RAW DATA.
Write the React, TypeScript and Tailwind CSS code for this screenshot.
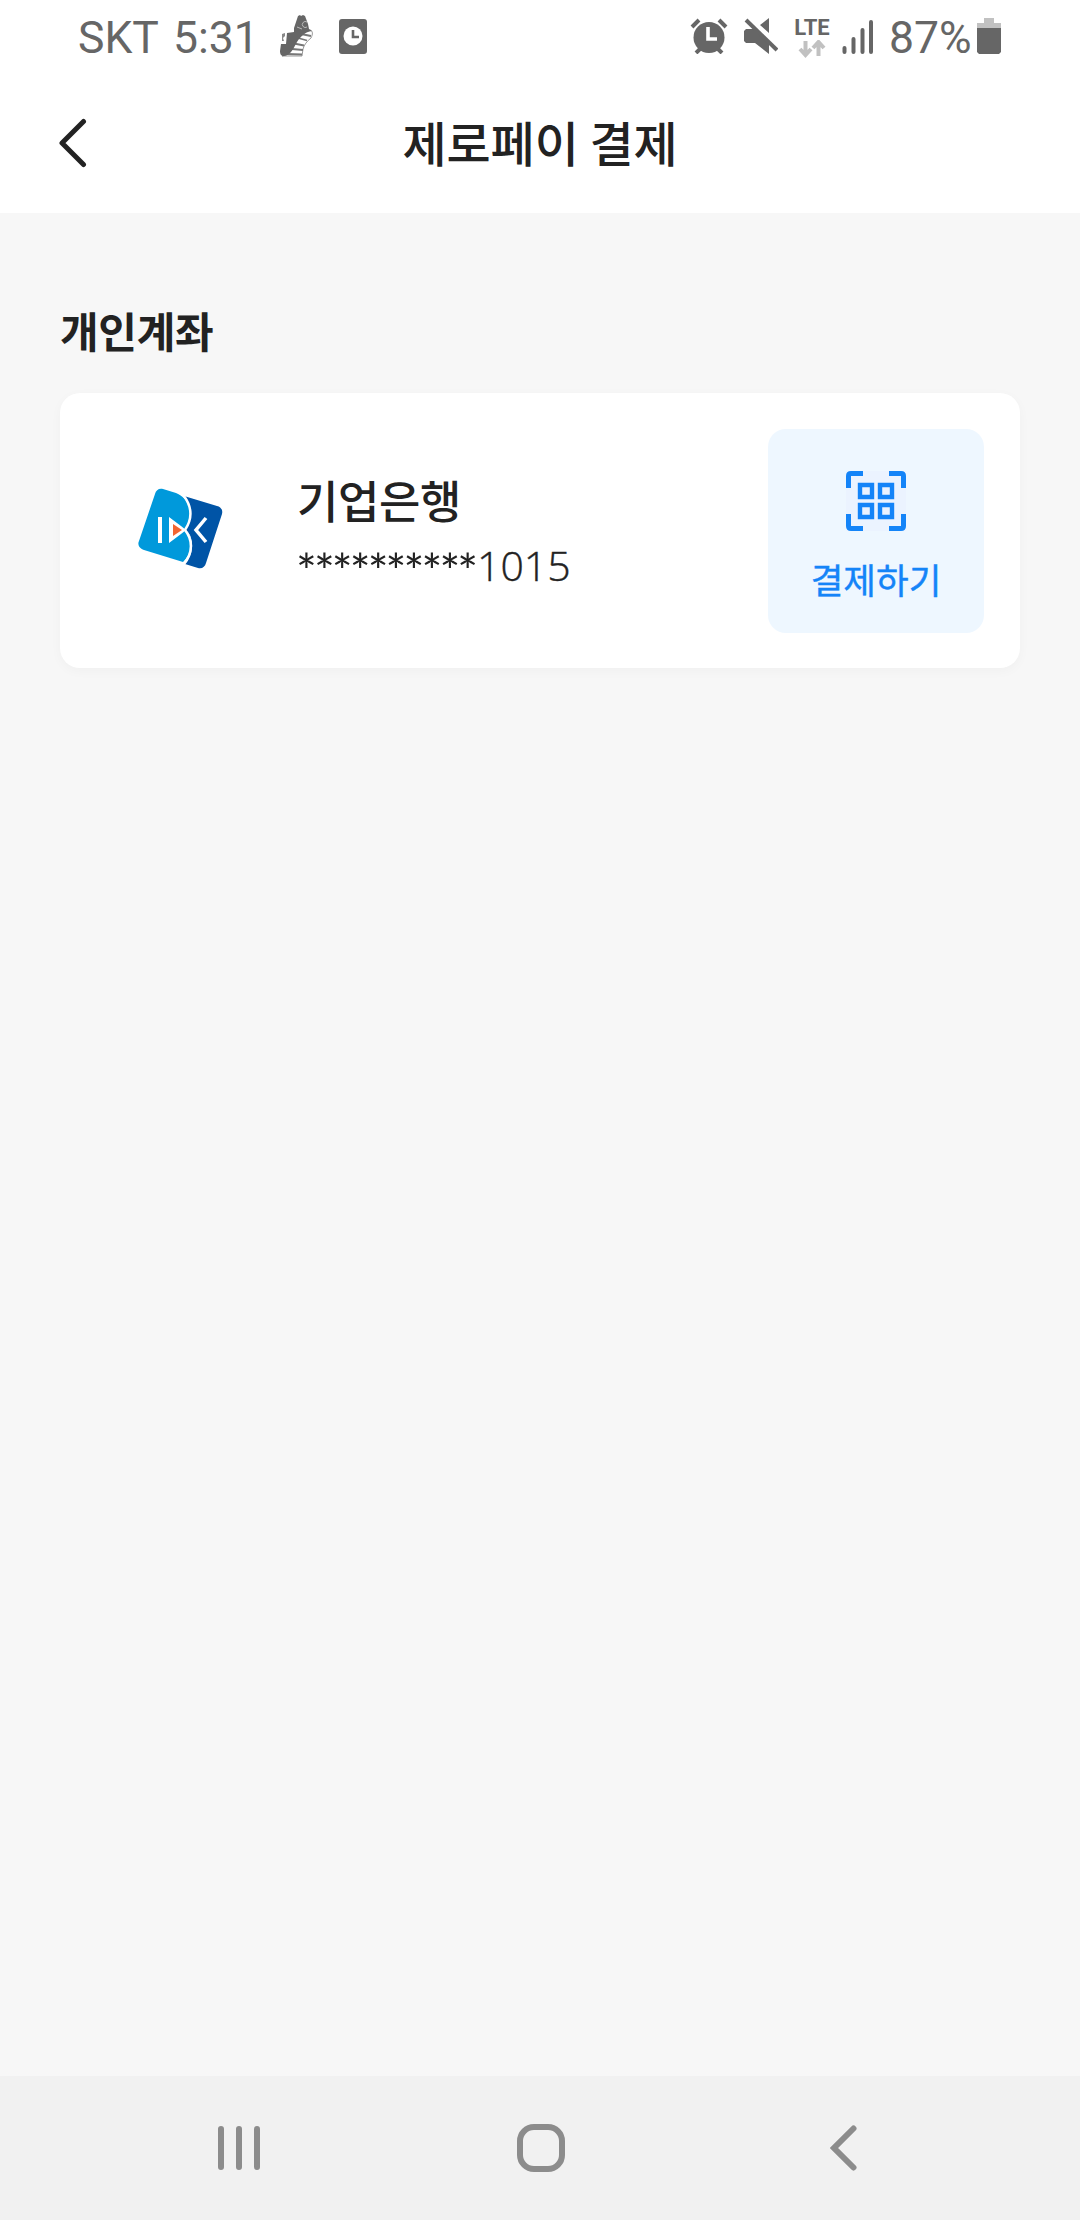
import React from 'react';

const StatusBar: React.FC = () => {
  return (
    <div className="flex h-[75px] items-start justify-between bg-white pl-[78px] pr-[79px] font-[Roboto,sans-serif] text-[#666666]">
      <div className="flex items-start">
        <span className="mt-[12px] w-[177px] whitespace-nowrap text-[44.5px] leading-[53px] [word-spacing:4px]">SKT 5:31</span>
        {/* step counter shoe */}
        <svg className="ml-[19px] mt-[10px] h-[52px] w-[44px]" viewBox="0 0 44 52" fill="none">
          <path d="M8 46c7-1 8-6 12-12 5-8 9-12 16-14 3 1 3 4 1 8-4 3-7 7-8 11l-1 7z" fill="#fff" stroke="#999" strokeWidth="1" />
          <path d="M27 24l10 2M24 28l9 2.500M20 33.500l10 2M18 39l11 1M13 44l15 .500" stroke="#777" strokeWidth="1.800" />
          <path d="M24 6l2-1 1 1 2-1 2 1 3 8 1 5 3 2c-7 1-11 5-15 11-4 7-6 13-13 14-3 0-4-2-4-5l1-7h5l1-11 7-1v-4z" fill="#666" />
          <path d="M8 24l3-1v3l-2 2 1 3H8z" fill="#888" />
          <path d="M33 12a3 3 0 1 0 0 5M23 17l5 2" stroke="#bbb" strokeWidth="1" />
        </svg>
        <svg className="ml-[20px] mt-[18px] h-[36px] w-[30px]" viewBox="0 0 30 36" fill="none">
          <rect x="1" y="1" width="28" height="35" rx="3" fill="#666" />
          <circle cx="15" cy="18" r="9.5" fill="#fff" />
          <path d="M15 12v7h6" stroke="#666" strokeWidth="2.6" />
        </svg>
      </div>
      <div className="flex items-start">
        <svg className="mt-[18px] h-[36px] w-[38px]" viewBox="0 0 38 36" fill="none">
          <path d="M2 9l7-7M36 9l-7-7M6 35l6-6M32 35l-6-6" stroke="#666" strokeWidth="4" />
          <circle cx="19" cy="19.5" r="15.5" fill="#666" />
          <path d="M18 9v12h9" stroke="#fff" strokeWidth="3.6" />
        </svg>
        <svg className="ml-[16px] mt-[18px] h-[36px] w-[34px]" viewBox="0 0 34 36">
          <path d="M0 13l2-2h9l14 14v11L11 25H2l-2-2zM25 0v15l-9-8z" fill="#666" />
          <path d="M4 0l30 30" stroke="#fff" strokeWidth="3" />
          <path d="M2 2l31 30" stroke="#666" strokeWidth="4" />
        </svg>
        <div className="ml-[16px] mt-[18px] flex w-[36px] flex-col items-center">
          <span className="text-[22px] font-bold leading-[19px]">LTE</span>
          <svg className="mt-[3px] h-[18px] w-[28px]" viewBox="0 0 28 18" fill="none" stroke="#c1c1c1" strokeWidth="4">
            <path d="M7.500 1v13M2 9l5.500 6L13 9M20.500 16V3M15 8l5.500-6L26 8" />
          </svg>
        </div>
        <svg className="ml-[12px] mt-[20px] h-[34px] w-[31px]" viewBox="0 0 31 34" stroke="#666" strokeWidth="4" strokeLinecap="round">
          <path d="M2.500 28v4M11.500 19v13M20.500 10v22M29 2v30" />
        </svg>
        <span className="ml-[16px] mt-[12px] w-[88px] whitespace-nowrap text-[44.5px] leading-[53px]">87%</span>
        <svg className="mt-[18px] h-[36px] w-[24px]" viewBox="0 0 24 36">
          <path d="M7 0h10v5h7v6H0V5h7z" fill="#c1c1c1" />
          <path d="M0 10h24v24l-2 2H2l-2-2z" fill="#666" />
        </svg>
      </div>
    </div>
  );
};

const Header: React.FC = () => {
  return (
    <header className="grid h-[138px] grid-cols-[1fr_auto_1fr] items-start bg-white pl-[58px] pr-[58px]">
      <svg className="mt-[43px] h-[50px] w-[30px]" viewBox="0 0 30 50" fill="none" stroke="#222" strokeWidth="5" strokeLinecap="round" strokeLinejoin="round">
        <path d="M25.500 3.500L4 25l21.500 21.500" />
      </svg>
      <h1 className="mt-[31px] whitespace-nowrap text-[48px] font-medium leading-[70px] tracking-[-0.1px]">제로페이 결제</h1>
    </header>
  );
};

const BankLogo: React.FC = () => {
  return (
    <svg className="h-[120px] w-[120px]" viewBox="0 0 120 120">
      <path d="M43 19l13 4c8 3 14 11 14 20 0 7-2 11-5 16 5 5 7 11 6 18-1 6-4 11-8 15l-39-12c-4-1-7-5-5-9l16-47c1-4 4-6 8-5z" fill="#0099db" />
      <path d="M64 26l33 10c4 1 6 4 5 8L86 93c-1 4-4 6-8 5l-13-4c6-7 9-17 6-26-1-4-3-6-6-9 8-11 8-22-1-33z" fill="#0054a6" />
      <path d="M64 26c8 11 9 22 1 34 8 10 8 23-1 34" fill="none" stroke="#fff" strokeWidth="2.500" />
      <path d="M38 47h4v26h-4zM49 47l12 9 5 4-5 4-12 9z" fill="#fff" />
      <path d="M53 54l9 6-9 6z" fill="#f26531" />
      <path d="M86 48L76 60l10 12" fill="none" stroke="#fff" strokeWidth="3.500" />
    </svg>
  );
};

const PayButton: React.FC = () => {
  return (
    <button className="flex h-[204px] w-[216px] flex-col items-center rounded-[18px] bg-[#eef7ff] pt-[42px] text-[#1484f8]">
      <svg className="h-[60px] w-[60px]" viewBox="0 0 60 60" fill="none" stroke="currentColor">
        <path d="M0 0h60v60H0z" fill="#ebf3ff" stroke="none" />
        <path d="M17 2.500H5Q2.500 2.500 2.500 5v12M43 2.500h12q2.500 0 2.500 2.500v12M17 57.500H5Q2.500 57.500 2.500 55V43M43 57.500h12q2.500 0 2.500-2.500V43" strokeWidth="5" />
        <path d="M14 14h12v12H14zM34 14h12v12H34zM14 34h12v12H14zM34 34h12v12H34z" strokeWidth="4.400" />
      </svg>
      <span className="mt-[22px] text-[35.5px] leading-[52px] [-webkit-text-stroke:0.4px_currentColor]">결제하기</span>
    </button>
  );
};

const AccountCard: React.FC = () => {
  return (
    <div className="flex h-[275px] items-start rounded-[20px] bg-white pl-[60px] pr-[36px] pt-[36px] shadow-[0_3px_12px_rgba(0,0,0,0.03)]">
      <div className="mt-[41px]">
        <BankLogo />
      </div>
      <div className="ml-[57px] mt-[38px] flex-1">
        <p className="text-[45px] font-medium leading-[66px] tracking-[-0.4px]">기업은행</p>
        <p className="flex leading-[62px]">
          <span className="-ml-px mt-[6px] w-[181px] whitespace-nowrap font-[Lato,sans-serif] text-[49px] tracking-[-2.9px]">**********</span>
          <span className="mt-px font-['Open_Sans',sans-serif] text-[41px] font-light [-webkit-text-stroke:0.4px_currentColor]">1015</span>
        </p>
      </div>
      <PayButton />
    </div>
  );
};

const NavBar: React.FC = () => {
  return (
    <nav className="flex h-[144px] items-start bg-[#f1f1f1] pl-[217px] pt-[48px] text-[#8c8c8c]">
      <svg className="h-[48px] w-[44px]" viewBox="0 0 44 48" stroke="currentColor" strokeWidth="6" strokeLinecap="round">
        <path d="M4 5v38M22 5v38M40 5v38" />
      </svg>
      <svg className="ml-[256px] h-[48px] w-[48px]" viewBox="0 0 48 48" fill="none" stroke="currentColor" strokeWidth="6">
        <rect x="3" y="3" width="42" height="42" rx="14" />
      </svg>
      <svg className="ml-[265px] h-[48px] w-[30px]" viewBox="0 0 30 48" fill="none" stroke="currentColor" strokeWidth="6" strokeLinecap="round">
        <path d="M23.500 4.500L4 24l19.500 19.500" />
      </svg>
    </nav>
  );
};

export default function App() {
  return (
    <div className="flex h-[2220px] w-[1080px] flex-col bg-[#f7f7f7] font-['Noto_Sans_CJK_KR',sans-serif] text-[#222222]">
      <StatusBar />
      <Header />
      <main className="flex-1 px-[60px] pt-[86px]">
        <h2 className="h-[94px] text-[42px] font-bold leading-[62px] tracking-[-0.3px]">개인계좌</h2>
        <AccountCard />
      </main>
      <NavBar />
    </div>
  );
}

INSTRUCTIONS FOR THE TASK. Extract the lines exactly, please: the first line of the listing, the line with "import React from 'react';", and every line between them, but no pictures.

EXERCISE OUTPUT.
Write the React, TypeScript and Tailwind CSS code for this screenshot.
import React from 'react';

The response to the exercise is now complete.